Life

Last one out for Donegal, shut the door please

Though we were reared in a town where they locked up the swings on the Sunday and the only ones who got to use the swimming pool were the born again Christians heading for a full-immersion baptism, my heart belongs to Donegal

Nuala McCann

Nuala McCann

Nuala McCann is an Irish News columnist and writes a weekly radio review.

A cottage in Donegal, no doubt with turf in the fireplace, the kettle on the hob...
A cottage in Donegal, no doubt with turf in the fireplace, the kettle on the hob...

IT SEEMS like the world is packing up and heading to Donegal... last one out, shut the door.

“Donegal,” I sigh, as yet another friend talks of long white sandy beaches and friendly pubs with roaring fires and men playing the fiddle as the firelight sets their pint of stout a-glimmer.

Ah, the romance of the boreen and the cottage with the turf piled up against the wall and the shining plates upon the shelf.

For I am of Donegal – bewitched by the smell of roasting turf, at home in the great wildness of it and the white horses chasing each other into frills of foam on the beach.

My great grandfather who lost an arm to a train accident and made do with a hook, had a cottage at a railway crossing – his compensation – and he and his family opened and closed the gates for the trains coming through.

The family were drivers and firemen and inspectors on the trains. We are railway people and proud of it.

My great grandmother was forced off the Donegal land in the time of the shattered hearth by Lord Leitrim and had to tramp barefoot through the Sperrin mountains to find refuge with family near Dungiven.

And there are stories of the night when my grandparents lay on the floor in their Glenties cottage as the two sides shot at each other in the Irish Civil War. In daylight, both sides returned to apologise to the woman and her husband and her baby that got stuck, in the darkness, in the middle.

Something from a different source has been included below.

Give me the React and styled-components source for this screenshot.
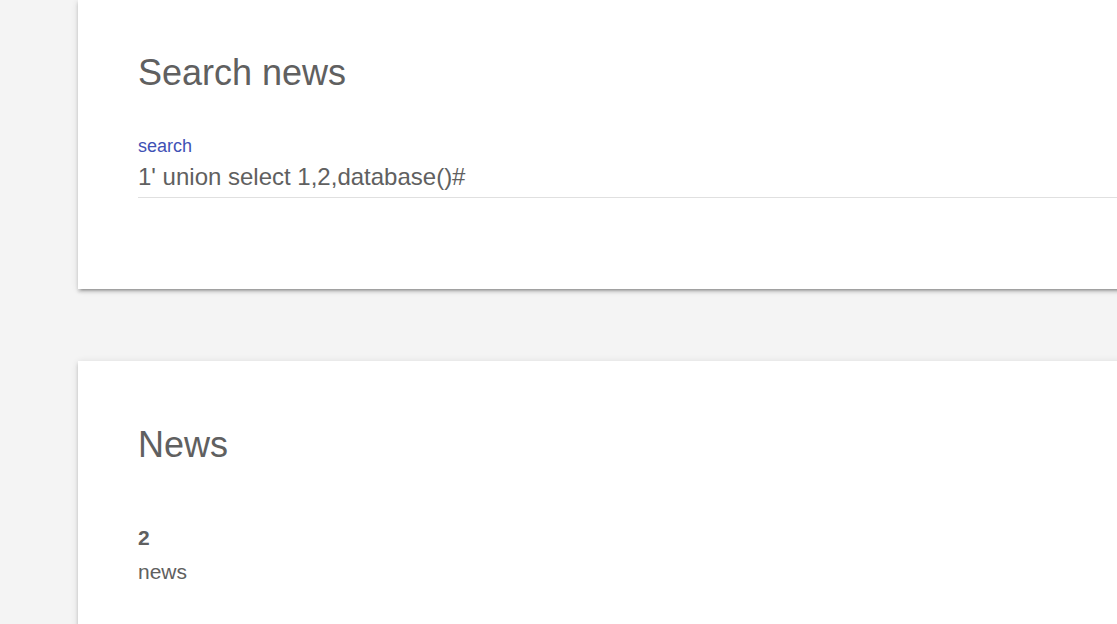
import React from 'react';
import styled, { createGlobalStyle } from 'styled-components';

const GlobalStyle = createGlobalStyle`
  html, body {
    margin: 0;
    padding: 0;
    background: #f4f4f4;
    overflow: hidden;
  }
  body {
    font-family: "Liberation Sans", Arial, sans-serif;
    color: #606060;
  }
`;

const Page = styled.div`
  display: flex;
  flex-direction: column;
  gap: 72px;
  padding-left: 78px;
  width: 1400px;
`;

const Card = styled.section`
  box-sizing: border-box;
  background: #fff;
  padding: ${props => props.top}px 60px ${props => props.bottom}px 60px;
  box-shadow: 0 3px 3px 0 rgba(0, 0, 0, 0.16), 0 4px 2px -3px rgba(0, 0, 0, 0.24),
    0 1px 7px 0 rgba(0, 0, 0, 0.12);
`;

const Title = styled.h2`
  margin: 0;
  font-size: 36px;
  line-height: 48px;
  font-weight: 400;
  color: #606060;
`;

const Field = styled.div`
  display: flex;
  flex-direction: column;
  margin-top: 37px;
  padding-bottom: 5px;
  border-bottom: 1.5px solid #e0e0e0;
`;

const Label = styled.label`
  font-size: 18px;
  line-height: 24px;
  color: #3f51b5;
  margin-bottom: 4px;
`;

const Input = styled.input`
  border: none;
  outline: none;
  padding: 0;
  background: transparent;
  font-family: "Liberation Sans", Arial, sans-serif;
  font-size: 24px;
  line-height: 30px;
  height: 30px;
  color: #606060;
`;

const NewsList = styled.div`
  margin-top: 52px;
`;

const NewsId = styled.div`
  font-size: 21px;
  line-height: 34px;
  font-weight: 700;
`;

const NewsText = styled.div`
  font-size: 21px;
  line-height: 34px;
`;

export default function App() {
  return (
    <>
      <GlobalStyle />
      <Page>
        <Card top={49} bottom={91}>
          <Title>Search news</Title>
          <Field>
            <Label htmlFor="search">search</Label>
            <Input id="search" defaultValue="1' union select 1,2,database()#" />
          </Field>
        </Card>
        <Card top={60} bottom={80}>
          <Title>News</Title>
          <NewsList>
            <NewsId>2</NewsId>
            <NewsText>news</NewsText>
          </NewsList>
        </Card>
      </Page>
    </>
  );
}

No-one saw them.

So I am of Donegal – proud and warm and stubborn as my forefathers. And my eyes rest easy on the Blue Stacks and trace the fine line of the old railway track edging its way through Barnes Gap.

This is the view my grandfather would have seen on a day’s work driving the train on tracks that wove their way through butter yellow gorse and furze as the small clouds chased each other across a blue July sky.

Give me a cottage and an old black range and a poker and I shall poke.

So that though we were reared in a town where they locked up the swings on the Sunday and the only ones who got to use the local swimming pool were the born again Christians heading for a full immersion baptism, my heart belongs to Donegal.

Do I love long, lonely beaches? Yes, perhaps I do.

And my childhood was a Donegal one in the days when foreign holidays were truly exotic and it was far from that we were reared. And the only hint of exotica were the dolls dressed up in glittery Greek and Tunisian national costumes that my aunt Eileen would bring us as presents from her trips abroad.

We hugged them, loved them, treasured them, then shrugged our shoulders and packed our bags with swimming suits and Aran sweaters because, on a Donegal summer day, you never can tell and it could be all four seasons in one afternoon.

And nowadays, even though I’m a genetic local in Donegal, I’m not so sure I want to immerse myself in its wild beauty.

My mother and father liked the solitary nature of it all far too much. A cheery wave and off they’d go, striding out for a long walk across the dunes. We, meanwhile, were down on the beach, building sandcastles... and I was never a master builder.

There are only so many sea shells to collect and crabs to poke and the shop – a mile and a half up the road that only opened for an hour every day – was the height of excitement.

You had to walk – get your exercise. Say hello to the donkey on the way there. We filled our pockets with Emerald Toffees and liquorice toffees – the kind you could never get north of the border – and returned to the cottage.

So that though I do love it, honestly, I’m a city girl at heart. I dreamed of sky scapers glinting steel and silver in the sun and backdrops pierced by needle sharp towers. Give me the streets that never sleep. Give me all-night pubs and cinemas and art galleries and long leafy walks and bustling cafes.

But sometimes late at night, eyes closed softly in the darkness, I am back at my great grandfather’s cottage, walking under the old archway where the pink roses ramble and in through the door to the armchair by the sturdy black range.

It feels warm and friendly. It is a Donegal homecoming... I feel it still in the deep heart of me.